Another point to notice that I haven't mentioned: the number of errors, once started, seems to be remarkably "flat" despite the number of events being sent to the DNSTAP source fluctuating quite a bit, at least according to what is being recorded by the prometheus metrics in Vector. We shift from 16k events per second to 26k events per second being sent by dnsdist to the DNSTAP consumer, but the error rate shown in the graphs above stays nearly exactly at 18.2k errors per second - the values are not as important as the fact that there is no variation in the error rate despite variation in the dnstap message transmission rate. Just as weird, the rate of events per second downstream from the dnstap ingestion remap fluctuates normally with volume, so the rest of the system does not "see" these errors that are triggering faults that are showing up in the graph associated with vector_component_errors_total.

james-stevens commented 5 months ago

what metric(s) are you looking at in that graph?

we're not getting the metric vector_component_errors_total which I suspect is cos we have expire_metrics_secs set to five mins - so if we're seeing no errors that metric could just get removed.
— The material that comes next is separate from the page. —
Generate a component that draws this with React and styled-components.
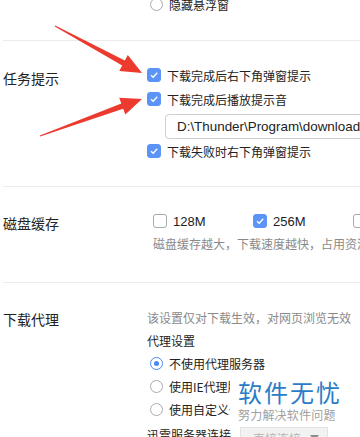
import React from 'react';
import styled, { createGlobalStyle } from 'styled-components';

const GlobalStyle = createGlobalStyle`
  html, body {
    margin: 0;
    padding: 0;
    background: #fff;
    overflow: hidden;
  }
  body {
    font-family: "Liberation Sans", "Noto Sans CJK SC", sans-serif;
    color: #333;
  }
`;

const Viewport = styled.div`
  position: relative;
  width: 360px;
  height: 437px;
  overflow: hidden;
`;

const Page = styled.div`
  width: 520px;
  margin-top: -6px;
`;

const Section = styled.div`
  display: grid;
  grid-template-columns: 144px 1fr;
  padding: ${p => p.$pad || '22px 0 23px'};
  margin-left: 3px;
  border-bottom: ${p => (p.$last ? 'none' : '1px solid #ebebeb')};
`;

const Label = styled.div`
  font-family: "Noto Sans CJK SC", sans-serif;
  font-size: 14px;
  line-height: 24px;
  color: #222;
  padding-top: ${p => p.$top || 0}px;
`;

const Column = styled.div`
  display: flex;
  flex-direction: column;
  padding-left: ${p => p.$indent || 0}px;
`;

const CheckRow = styled.label`
  display: flex;
  align-items: center;
  gap: 6px;
  height: 24px;
  font-family: "Noto Sans CJK SC", sans-serif;
  font-size: 12px;
  color: #222;
  white-space: nowrap;
`;

const Box = styled.span`
  box-sizing: border-box;
  width: 14px;
  height: 14px;
  border-radius: 3px;
  flex-shrink: 0;
  display: flex;
  align-items: center;
  justify-content: center;
  background: ${p => (p.$on ? '#5b93f6' : '#fff')};
  border: 1px solid ${p => (p.$on ? '#5b93f6' : '#aaaaaa')};
`;

const Check = ({ on }) => (
  <Box $on={on}>
    {on && (
      <svg width="10" height="10" viewBox="0 0 10 10">
        <path d="M2 5.2 L4.2 7.3 L8.2 2.8" fill="none" stroke="#fff" strokeWidth="1.3" />
      </svg>
    )}
  </Box>
);

const PathInput = styled.div`
  box-sizing: border-box;
  margin: 3px 0 0 18px;
  height: 25px;
  width: 340px;
  border: 1px solid #cfcfcf;
  border-radius: 4px;
  padding-left: 11px;
  display: flex;
  align-items: center;
  font-family: "Liberation Sans", sans-serif;
  font-size: 13.4px;
  color: #222;
  white-space: nowrap;
`;

const OptionLine = styled.div`
  display: flex;
  height: 24px;
  align-items: center;
`;

const Option = styled.label`
  display: flex;
  align-items: center;
  gap: 6px;
  width: 100px;
  font-size: 13px;
  color: #222;
`;

const Hint = styled.div`
  font-family: "Noto Sans CJK SC", sans-serif;
  font-size: 12px;
  line-height: ${p => p.$lh || 20}px;
  color: #8a8a8a;
  white-space: nowrap;
  margin-top: ${p => p.$mt || 0}px;
`;

const Title = styled.div`
  font-family: "Noto Sans CJK SC", sans-serif;
  font-size: 12px;
  line-height: 22px;
  color: #222;
`;

const RadioList = styled.div`
  display: flex;
  flex-direction: column;
  gap: 1px;
  padding-left: 3px;
`;

const RadioRow = styled.label`
  display: flex;
  align-items: center;
  gap: 6px;
  height: ${p => p.$h || 22}px;
  padding-left: ${p => p.$indent || 0}px;
  font-family: "Noto Sans CJK SC", sans-serif;
  font-size: 12px;
  color: #222;
  white-space: nowrap;
`;

const Dot = styled.span`
  box-sizing: border-box;
  width: 13px;
  height: 13px;
  border-radius: 50%;
  flex-shrink: 0;
  border: 1px solid ${p => (p.$on ? '#4a8af4' : '#aaaaaa')};
  display: flex;
  align-items: center;
  justify-content: center;
  &::after {
    content: '';
    width: 5px;
    height: 5px;
    border-radius: 50%;
    background: ${p => (p.$on ? '#4a8af4' : 'transparent')};
  }
`;

const ServerRow = styled.div`
  display: flex;
  align-items: center;
  gap: 9px;
  height: 24px;
  margin-top: 2px;
  font-family: "Noto Sans CJK SC", sans-serif;
  font-size: 12px;
  color: #222;
  white-space: nowrap;
`;

const Select = styled.div`
  box-sizing: border-box;
  width: 88px;
  height: 22px;
  margin-top: 8px;
  background: #f2f2f2;
  border: 1px solid #e2e2e2;
  display: flex;
  align-items: center;
  justify-content: space-between;
  padding: 0 8px 0 12px;
  color: #b5b5b5;
  font-size: 12px;
`;

const Watermark = styled.div`
  position: absolute;
  left: 230px;
  top: 374px;
  width: 112px;
  height: 51px;
  background: #fff;
  display: flex;
  flex-direction: column;
  align-items: flex-start;
  padding-left: 8px;
  box-sizing: border-box;
`;

const MarkTitle = styled.div`
  font-family: "Noto Sans CJK SC", sans-serif;
  font-size: 24px;
  line-height: 30px;
  letter-spacing: 2px;
  color: #2a7cc7;
  margin-top: 3px;
`;

const MarkSub = styled.div`
  font-family: "Noto Sans CJK SC", sans-serif;
  font-size: 12px;
  line-height: 16px;
  color: #a0a0a0;
  letter-spacing: 0.2px;
`;

const Overlay = styled.svg`
  position: absolute;
  left: 0;
  top: 0;
  pointer-events: none;
`;

function arrow(x1, y1, x2, y2, headLen = 21, headW = 18, shaftW = 5.5, tailW = 1) {
  const dx = x2 - x1;
  const dy = y2 - y1;
  const len = Math.hypot(dx, dy);
  const ux = dx / len;
  const uy = dy / len;
  const nx = -uy;
  const ny = ux;
  const bx = x2 - ux * headLen;
  const by = y2 - uy * headLen;
  const pts = [
    [x1 + (nx * tailW) / 2, y1 + (ny * tailW) / 2],
    [bx + (nx * shaftW) / 2, by + (ny * shaftW) / 2],
    [bx + (nx * headW) / 2, by + (ny * headW) / 2],
    [x2, y2],
    [bx - (nx * headW) / 2, by - (ny * headW) / 2],
    [bx - (nx * shaftW) / 2, by - (ny * shaftW) / 2],
    [x1 - (nx * tailW) / 2, y1 - (ny * tailW) / 2],
  ];
  return pts.map(p => p.join(',')).join(' ');
}

export default function App() {
  return (
    <Viewport>
      <GlobalStyle />
      <Page>
        <Section $pad="0 0 26px">
          <Label />
          <Column>
            <RadioRow $h={20} $indent={3}>
              <Dot />
              隐藏悬浮窗
            </RadioRow>
          </Column>
        </Section>

        <Section>
          <Label $top={3}>任务提示</Label>
          <Column>
            <CheckRow>
              <Check on />
              下载完成后右下角弹窗提示
            </CheckRow>
            <CheckRow>
              <Check on />
              下载完成后播放提示音
            </CheckRow>
            <PathInput>D:\Thunder\Program\download</PathInput>
            <CheckRow>
              <Check on />
              下载失败时右下角弹窗提示
            </CheckRow>
          </Column>
        </Section>

        <Section $pad="22px 0 28px">
          <Label $top={2}>磁盘缓存</Label>
          <Column $indent={6}>
            <OptionLine>
              <Option>
                <Check />
                128M
              </Option>
              <Option>
                <Check on />
                256M
              </Option>
              <Option>
                <Check />
                512M
              </Option>
            </OptionLine>
            <Hint $mt={1}>磁盘缓存越大，下载速度越快，占用资源越多</Hint>
          </Column>
        </Section>

        <Section $pad="23px 0 0" $last>
          <Label $top={1}>下载代理</Label>
          <Column>
            <Hint $lh={24}>该设置仅对下载生效，对网页浏览无效</Hint>
            <Title>代理设置</Title>
            <RadioList>
              <RadioRow>
                <Dot $on />
                不使用代理服务器
              </RadioRow>
              <RadioRow>
                <Dot />
                使用IE代理服务器
              </RadioRow>
              <RadioRow>
                <Dot />
                使用自定义代理服务器
              </RadioRow>
            </RadioList>
            <ServerRow>
              迅雷服务器连接
              <Select>
                直接连接
                <svg width="9" height="6" viewBox="0 0 9 6">
                  <path d="M0 0 H9 L4.5 6 Z" fill="#8c8c8c" />
                </svg>
              </Select>
            </ServerRow>
          </Column>
        </Section>
      </Page>

      <Watermark>
        <MarkTitle>软件无忧</MarkTitle>
        <MarkSub>努力解决软件问题</MarkSub>
      </Watermark>

      <Overlay width="360" height="437" viewBox="0 0 360 437">
        <polygon points={arrow(55, 26, 142, 73)} fill="#ec3b2e" />
        <polygon points={arrow(40, 136, 142, 99)} fill="#ec3b2e" />
      </Overlay>
    </Viewport>
  );
}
What I check is that vector_buffer_sent_events_total matches what I expect to the appropriate sink.

johnhtodd commented 5 months ago

Yes, the metric is "vector_component_errors_total". Our expire_metrics_secs is set to 22265 (yes, very long because we have metric aggregations that go for >6 hours in some cases.)

james-stevens commented 5 months ago

I can only see errors related to scraping metrics when under load - we use vector to aggregate all the metrics on the server so Prometheus doesn't need to be reconfigured every time we change things about.

We also had a few "disk full" incidents when running 300Kq/s tests for five mins. 350MB/s disk writes adds up fast.

The way we look for dropped frames is to get dnsdist to log - its one of the items it logs.

We then wrote some LUA to parse the log line & convert it into three new dnsdist metrics - dnstap frames sent, dropped & failed. No idea the difference between those last two, but we don't see any failed, just dropped when the load gets too high.